>>>>>

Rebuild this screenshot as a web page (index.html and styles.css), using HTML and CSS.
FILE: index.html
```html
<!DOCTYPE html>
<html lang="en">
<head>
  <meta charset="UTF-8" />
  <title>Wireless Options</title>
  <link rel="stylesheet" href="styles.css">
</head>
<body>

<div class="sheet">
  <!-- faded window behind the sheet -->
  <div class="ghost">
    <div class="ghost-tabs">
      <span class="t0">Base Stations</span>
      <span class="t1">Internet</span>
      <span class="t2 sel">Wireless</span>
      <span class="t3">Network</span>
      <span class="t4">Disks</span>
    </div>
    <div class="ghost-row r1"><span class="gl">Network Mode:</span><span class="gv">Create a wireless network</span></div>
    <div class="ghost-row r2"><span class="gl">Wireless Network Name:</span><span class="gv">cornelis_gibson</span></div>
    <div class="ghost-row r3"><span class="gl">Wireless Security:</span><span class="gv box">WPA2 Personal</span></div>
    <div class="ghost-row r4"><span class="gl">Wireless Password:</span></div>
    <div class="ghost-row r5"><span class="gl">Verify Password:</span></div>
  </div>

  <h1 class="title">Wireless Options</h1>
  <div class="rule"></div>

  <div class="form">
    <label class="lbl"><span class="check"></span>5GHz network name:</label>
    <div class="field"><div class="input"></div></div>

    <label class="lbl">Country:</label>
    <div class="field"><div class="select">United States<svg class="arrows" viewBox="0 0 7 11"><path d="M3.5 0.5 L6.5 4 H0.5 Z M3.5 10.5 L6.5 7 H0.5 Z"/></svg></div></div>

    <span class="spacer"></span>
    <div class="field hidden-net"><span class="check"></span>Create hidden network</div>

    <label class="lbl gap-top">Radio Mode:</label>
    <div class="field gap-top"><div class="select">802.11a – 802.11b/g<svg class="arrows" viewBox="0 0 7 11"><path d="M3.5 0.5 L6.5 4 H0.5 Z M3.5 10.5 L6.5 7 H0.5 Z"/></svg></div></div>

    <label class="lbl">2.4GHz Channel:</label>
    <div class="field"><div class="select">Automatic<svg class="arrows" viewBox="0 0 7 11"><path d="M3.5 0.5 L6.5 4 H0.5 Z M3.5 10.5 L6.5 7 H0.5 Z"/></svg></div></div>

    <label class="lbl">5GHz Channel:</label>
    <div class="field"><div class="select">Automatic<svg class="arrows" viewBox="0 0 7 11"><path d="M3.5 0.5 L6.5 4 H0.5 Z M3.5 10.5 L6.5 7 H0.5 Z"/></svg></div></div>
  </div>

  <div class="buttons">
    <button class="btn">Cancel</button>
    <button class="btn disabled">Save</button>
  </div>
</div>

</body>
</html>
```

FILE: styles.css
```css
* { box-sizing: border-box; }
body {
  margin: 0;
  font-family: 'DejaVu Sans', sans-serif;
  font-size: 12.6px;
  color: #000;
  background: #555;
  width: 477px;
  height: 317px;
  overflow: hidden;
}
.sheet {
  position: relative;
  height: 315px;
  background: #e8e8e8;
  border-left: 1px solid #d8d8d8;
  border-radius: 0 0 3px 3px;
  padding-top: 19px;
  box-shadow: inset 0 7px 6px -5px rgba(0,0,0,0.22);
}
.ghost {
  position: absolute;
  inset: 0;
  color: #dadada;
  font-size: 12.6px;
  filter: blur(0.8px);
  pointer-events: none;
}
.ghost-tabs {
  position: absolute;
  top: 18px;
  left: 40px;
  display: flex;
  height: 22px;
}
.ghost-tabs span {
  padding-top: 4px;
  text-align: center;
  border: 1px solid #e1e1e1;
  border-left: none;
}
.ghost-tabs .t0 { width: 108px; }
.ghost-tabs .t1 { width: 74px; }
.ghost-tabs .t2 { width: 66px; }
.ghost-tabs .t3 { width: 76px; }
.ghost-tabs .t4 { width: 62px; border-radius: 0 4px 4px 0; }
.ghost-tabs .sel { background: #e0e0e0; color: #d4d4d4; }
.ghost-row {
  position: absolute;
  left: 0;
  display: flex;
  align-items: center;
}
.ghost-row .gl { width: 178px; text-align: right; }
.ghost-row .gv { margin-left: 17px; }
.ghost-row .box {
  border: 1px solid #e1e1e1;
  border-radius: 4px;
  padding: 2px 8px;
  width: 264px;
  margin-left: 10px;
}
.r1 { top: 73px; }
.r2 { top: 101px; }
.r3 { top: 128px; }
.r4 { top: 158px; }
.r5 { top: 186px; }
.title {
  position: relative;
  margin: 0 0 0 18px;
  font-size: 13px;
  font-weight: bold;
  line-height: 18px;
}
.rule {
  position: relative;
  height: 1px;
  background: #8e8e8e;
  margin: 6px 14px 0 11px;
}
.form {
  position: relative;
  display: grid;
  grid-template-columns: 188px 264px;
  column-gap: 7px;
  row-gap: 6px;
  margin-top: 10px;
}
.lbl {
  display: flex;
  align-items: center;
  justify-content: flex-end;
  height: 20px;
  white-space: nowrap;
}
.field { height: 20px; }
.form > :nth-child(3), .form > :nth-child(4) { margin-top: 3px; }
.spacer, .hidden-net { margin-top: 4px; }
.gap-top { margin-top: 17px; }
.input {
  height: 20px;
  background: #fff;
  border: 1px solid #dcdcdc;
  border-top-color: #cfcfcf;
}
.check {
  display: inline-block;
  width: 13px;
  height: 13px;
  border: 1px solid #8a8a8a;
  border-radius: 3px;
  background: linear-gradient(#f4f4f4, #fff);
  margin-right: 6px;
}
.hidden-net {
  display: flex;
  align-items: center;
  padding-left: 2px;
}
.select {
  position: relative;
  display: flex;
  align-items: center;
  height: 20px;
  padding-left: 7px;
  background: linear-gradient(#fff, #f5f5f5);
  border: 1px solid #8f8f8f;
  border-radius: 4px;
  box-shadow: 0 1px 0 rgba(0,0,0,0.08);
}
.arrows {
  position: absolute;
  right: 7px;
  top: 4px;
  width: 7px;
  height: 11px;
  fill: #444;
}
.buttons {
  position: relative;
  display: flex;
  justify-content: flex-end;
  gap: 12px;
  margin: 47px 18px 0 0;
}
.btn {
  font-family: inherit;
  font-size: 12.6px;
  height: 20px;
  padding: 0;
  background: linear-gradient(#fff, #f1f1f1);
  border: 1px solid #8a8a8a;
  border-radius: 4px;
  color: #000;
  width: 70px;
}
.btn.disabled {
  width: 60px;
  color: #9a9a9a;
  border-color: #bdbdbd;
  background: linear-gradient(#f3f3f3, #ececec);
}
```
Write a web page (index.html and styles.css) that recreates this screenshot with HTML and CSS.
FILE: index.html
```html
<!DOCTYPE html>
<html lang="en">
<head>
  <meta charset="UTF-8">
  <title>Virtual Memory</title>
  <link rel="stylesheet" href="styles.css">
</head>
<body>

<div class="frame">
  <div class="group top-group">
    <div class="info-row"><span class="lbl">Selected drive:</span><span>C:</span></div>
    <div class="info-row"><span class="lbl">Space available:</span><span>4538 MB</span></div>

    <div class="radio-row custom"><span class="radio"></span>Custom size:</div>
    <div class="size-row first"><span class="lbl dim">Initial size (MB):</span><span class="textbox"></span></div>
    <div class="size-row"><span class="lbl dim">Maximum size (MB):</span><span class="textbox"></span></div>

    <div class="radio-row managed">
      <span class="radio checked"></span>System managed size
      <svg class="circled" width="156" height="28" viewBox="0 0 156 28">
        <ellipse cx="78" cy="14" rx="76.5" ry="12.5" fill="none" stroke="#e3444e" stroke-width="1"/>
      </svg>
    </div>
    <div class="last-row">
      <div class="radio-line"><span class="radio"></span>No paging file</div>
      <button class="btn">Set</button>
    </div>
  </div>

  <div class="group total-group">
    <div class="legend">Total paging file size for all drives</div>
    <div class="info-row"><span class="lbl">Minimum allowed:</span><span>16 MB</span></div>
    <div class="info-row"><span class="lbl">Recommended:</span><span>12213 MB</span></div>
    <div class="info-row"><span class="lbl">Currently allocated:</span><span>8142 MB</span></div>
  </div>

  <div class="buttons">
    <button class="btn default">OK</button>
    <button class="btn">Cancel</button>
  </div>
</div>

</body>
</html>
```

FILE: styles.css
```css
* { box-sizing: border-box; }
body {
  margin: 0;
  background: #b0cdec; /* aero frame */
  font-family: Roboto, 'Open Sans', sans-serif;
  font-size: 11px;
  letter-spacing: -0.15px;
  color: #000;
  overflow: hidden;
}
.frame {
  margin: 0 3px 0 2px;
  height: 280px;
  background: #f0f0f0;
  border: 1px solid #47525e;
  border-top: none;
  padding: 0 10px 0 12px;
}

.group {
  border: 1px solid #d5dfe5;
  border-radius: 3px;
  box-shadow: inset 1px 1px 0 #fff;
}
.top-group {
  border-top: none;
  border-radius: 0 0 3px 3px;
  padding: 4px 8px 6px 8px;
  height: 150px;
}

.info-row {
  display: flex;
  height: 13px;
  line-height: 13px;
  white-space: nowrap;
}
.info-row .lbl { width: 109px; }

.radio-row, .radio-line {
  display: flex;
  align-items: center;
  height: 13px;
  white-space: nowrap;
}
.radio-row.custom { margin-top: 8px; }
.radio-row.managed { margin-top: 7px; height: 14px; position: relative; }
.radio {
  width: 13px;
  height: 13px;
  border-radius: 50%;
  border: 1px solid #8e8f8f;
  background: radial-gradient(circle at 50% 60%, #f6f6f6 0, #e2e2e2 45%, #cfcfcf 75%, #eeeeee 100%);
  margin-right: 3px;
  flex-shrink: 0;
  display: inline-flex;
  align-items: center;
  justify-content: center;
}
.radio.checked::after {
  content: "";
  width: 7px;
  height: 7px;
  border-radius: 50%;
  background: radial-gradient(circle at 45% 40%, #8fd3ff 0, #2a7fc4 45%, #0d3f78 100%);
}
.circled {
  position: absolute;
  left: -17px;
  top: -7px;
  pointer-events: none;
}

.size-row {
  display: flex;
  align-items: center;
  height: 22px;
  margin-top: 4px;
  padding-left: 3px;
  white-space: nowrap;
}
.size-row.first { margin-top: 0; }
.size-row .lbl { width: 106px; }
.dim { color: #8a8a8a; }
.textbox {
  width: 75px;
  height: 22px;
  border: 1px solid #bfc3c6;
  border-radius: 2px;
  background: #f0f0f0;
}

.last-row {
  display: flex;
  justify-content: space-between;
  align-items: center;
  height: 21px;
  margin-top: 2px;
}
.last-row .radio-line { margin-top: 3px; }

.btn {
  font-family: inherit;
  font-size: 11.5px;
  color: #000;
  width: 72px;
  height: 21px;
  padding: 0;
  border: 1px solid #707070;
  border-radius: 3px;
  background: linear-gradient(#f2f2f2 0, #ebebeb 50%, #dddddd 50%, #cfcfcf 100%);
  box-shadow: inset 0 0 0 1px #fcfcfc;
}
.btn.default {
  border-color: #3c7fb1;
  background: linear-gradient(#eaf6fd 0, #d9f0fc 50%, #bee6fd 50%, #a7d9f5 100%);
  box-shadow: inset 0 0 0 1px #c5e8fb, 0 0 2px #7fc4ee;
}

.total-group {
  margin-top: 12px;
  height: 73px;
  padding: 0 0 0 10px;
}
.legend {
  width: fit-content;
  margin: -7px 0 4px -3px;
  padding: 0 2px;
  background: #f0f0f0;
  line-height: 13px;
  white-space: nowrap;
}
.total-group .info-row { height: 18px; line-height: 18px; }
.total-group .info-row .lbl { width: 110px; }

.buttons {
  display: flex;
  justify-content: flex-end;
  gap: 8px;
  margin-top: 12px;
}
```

<<<<<

→ **DIRECTION**: Collect every line with the string "index" from the records, and copy each.

→ **FULL OUTPUT**:
Rebuild this screenshot as a web page (index.html and styles.css), using HTML and CSS.
FILE: index.html
Write a web page (index.html and styles.css) that recreates this screenshot with HTML and CSS.
FILE: index.html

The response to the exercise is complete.